A mission group that will soon open a new center in a war-torn African country says missionaries often report fewer conflicts once locals absorb the Bible.
Wycliffe Associates, which supplies skilled volunteers to support Bible translation efforts, recently announced it will construct a Bible translation center in the Democratic Republic of Congo (DRC).
The DRC, located in central Africa, has been at war since 1997. The conflict has resulted in some 4 million deaths, with some aid agencies estimating upwards of 1,400 deaths per day because of conflict-related causes, including disease and malnutrition.
World Vision calls the conflict in DRC the deadliest since World War II. Meanwhile, Belgium-based Crisis Group describes the country as the "the site of one of the world's worst ongoing humanitarian crisis."
Amid the turmoil, Wycliffe will establish a permanent language translation center in the city of Bunia, located in the northeastern part of DRC.

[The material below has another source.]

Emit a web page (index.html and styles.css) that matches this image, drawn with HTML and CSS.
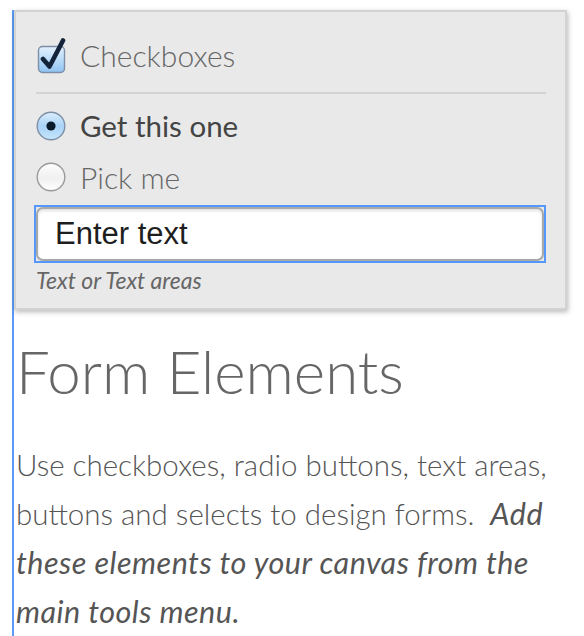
FILE: index.html
```html
<!DOCTYPE html>
<html>
<head>
<meta charset="utf-8">
<link rel="stylesheet" href="styles.css">
</head>
<body>
<div class="canvas">
  <div class="panel">
    <label class="row row-check">
      <svg class="box" width="30" height="36" viewBox="0 0 30 36">
        <defs>
          <linearGradient id="cb" x1="0" y1="0" x2="0" y2="1">
            <stop offset="0" stop-color="#e4f1fd"/>
            <stop offset="0.5" stop-color="#b9dbf8"/>
            <stop offset="1" stop-color="#8fc3f2"/>
          </linearGradient>
        </defs>
        <rect x="1.5" y="8.5" width="26" height="26" rx="4" fill="url(#cb)" stroke="#7d8ea6" stroke-width="1.4"/>
        <path d="M6 21 L12.5 28.5 L26 2.5" fill="none" stroke="#12233a" stroke-width="4.6" stroke-linecap="round" stroke-linejoin="round"/>
      </svg>
      <span class="label light">Checkboxes</span>
    </label>
    <div class="divider"></div>
    <label class="row row-radio1">
      <svg class="radio" width="30" height="30" viewBox="0 0 30 30">
        <defs>
          <linearGradient id="rb" x1="0" y1="0" x2="0" y2="1">
            <stop offset="0" stop-color="#dbeefd"/>
            <stop offset="0.5" stop-color="#a9d2f7"/>
            <stop offset="1" stop-color="#c6e6fc"/>
          </linearGradient>
        </defs>
        <circle cx="15" cy="15" r="13.8" fill="url(#rb)" stroke="#7f8fa6" stroke-width="1.4"/>
        <circle cx="15" cy="15" r="4.6" fill="#0d1a2c"/>
      </svg>
      <span class="label strong">Get this one</span>
    </label>
    <label class="row row-radio2">
      <svg class="radio" width="30" height="30" viewBox="0 0 30 30">
        <defs>
          <linearGradient id="rw" x1="0" y1="0" x2="0" y2="1">
            <stop offset="0" stop-color="#fdfdfd"/>
            <stop offset="0.55" stop-color="#f0f0f0"/>
            <stop offset="1" stop-color="#ffffff"/>
          </linearGradient>
        </defs>
        <circle cx="15" cy="15" r="13.8" fill="url(#rw)" stroke="#9a9a9a" stroke-width="1.4"/>
      </svg>
      <span class="label light">Pick me</span>
    </label>
    <div class="field">
      <div class="input">Enter text</div>
    </div>
    <div class="caption">Text or Text areas</div>
  </div>
  <h1 class="title">Form Elements</h1>
  <p class="desc">Use checkboxes, radio buttons, text areas,<br>buttons and selects to design forms.&nbsp; <em>Add<br>these elements to your canvas from the<br>main tools menu.</em></p>
</div>
</body>
</html>
```
FILE: styles.css
```css
html, body {
  margin: 0;
  padding: 0;
  background: #ffffff;
}
body {
  width: 584px;
  height: 636px;
  overflow: hidden;
  font-family: "Lato", "Liberation Sans", sans-serif;
}
.canvas {
  margin-left: 12px;
  border-left: 2px solid #5b9bf7;
  min-height: 636px;
  box-sizing: border-box;
}
.panel {
  margin-top: 10px;
  width: 553px;
  box-sizing: border-box;
  background: #e9e9e9;
  border: 2px solid #d2d2d2;
  box-shadow: 1px 2px 5px rgba(0, 0, 0, 0.28);
  padding: 23px 19px 16px 20px;
}
.row {
  display: flex;
  align-items: center;
  height: 40px;
}
.row-check {
  align-items: flex-end;
}
.row-check .box {
  margin-left: 1px;
  margin-bottom: 1px;
}
.row-check .label {
  margin-left: 13px;
  padding-bottom: 2px;
}
.label {
  font-size: 30px;
  line-height: 36px;
}
.light {
  font-weight: 300;
  color: #666;
}
.strong {
  font-size: 29.5px;
  font-weight: 400;
  color: #444;
}
.radio {
  margin-left: 0;
  margin-right: 14px;
}
.divider {
  height: 2px;
  background: #d3d3d3;
  margin-top: 17px;
}
.row-radio1 {
  margin-top: 12px;
}
.row-radio2 {
  margin-top: 11px;
}
.field {
  margin-top: 8px;
  margin-left: -2px;
  border: 2px solid #5597fb;
  height: 58px;
  box-sizing: border-box;
}
.input {
  height: 100%;
  box-sizing: border-box;
  background: #fff;
  border: 2px solid #a9a9a9;
  border-radius: 7px;
  box-shadow: inset 0 2px 3px rgba(0, 0, 0, 0.12);
  font-family: "Liberation Sans", Arial, sans-serif;
  font-size: 31px;
  line-height: 50px;
  color: #1e1e1e;
  padding-left: 17px;
}
.caption {
  margin-top: 5px;
  font-style: italic;
  font-size: 23px;
  line-height: 24px;
  color: #666;
}
.title {
  margin: 21px 0 0 2px;
  font-weight: 300;
  font-size: 60px;
  line-height: 80px;
  color: #666;
}
.desc {
  margin: 30px 0 0 2px;
  font-weight: 300;
  font-size: 29.5px;
  line-height: 48px;
  color: #555;
  white-space: nowrap;
}
.desc em {
  font-style: italic;
  font-weight: 400;
  font-size: 30.5px;
  letter-spacing: 0.5px;
  color: #555;
}
```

"The violence has quieted in the Ituri region of the DRC and Bunia in particular," said Bruce Smith, president and CEO of Wycliffe Associates. "There's a window of peace, of security. If we move quickly, we can establish a permanent translation center. The Christians of the Democratic Republic of Congo are begging for this opportunity not to be missed."
At the translation center, which will be established at Shalom University, the Bible will be translated into five new languages, making it accessible to about 1.6 million for the first time in history.
But aside from making the Bible available in local languages, Wycliffe Associates believes the translation of the scriptures can help reduce violence in the DRC.
"Missionaries tell us again and again that conflict subsides when people begin to absorb the Bible in their own heart language," Smith said.
He added that with the violence in a lull, workers are available right now and the price of building materials have dropped dramatically.
"The work can go forward faster than it ever could have before if we can provide the funding for construction," Smith noted.
Currently, Wycliffe Associates has provided half the funding for the library of the translation center. DRC nationals have made and donated 50,000 bricks and put together a labor force for construction. Wycliffe Associates will also provide volunteers to help with the construction work.
The DRC translation center still needs another $100,000 for construction. Efforts are underway to raise the remaining amount.
Last year, Wycliffe Associates recruited 4,124 volunteers who served in 49 countries alongside Bible translation teams. The organization hopes to mobilize more than 4,800 volunteers this year to serve in 41 countries with building and renovating facilities, constructing roads and airstrips, teach Vacation Bible School, and help with language development and office work, and computer related activities.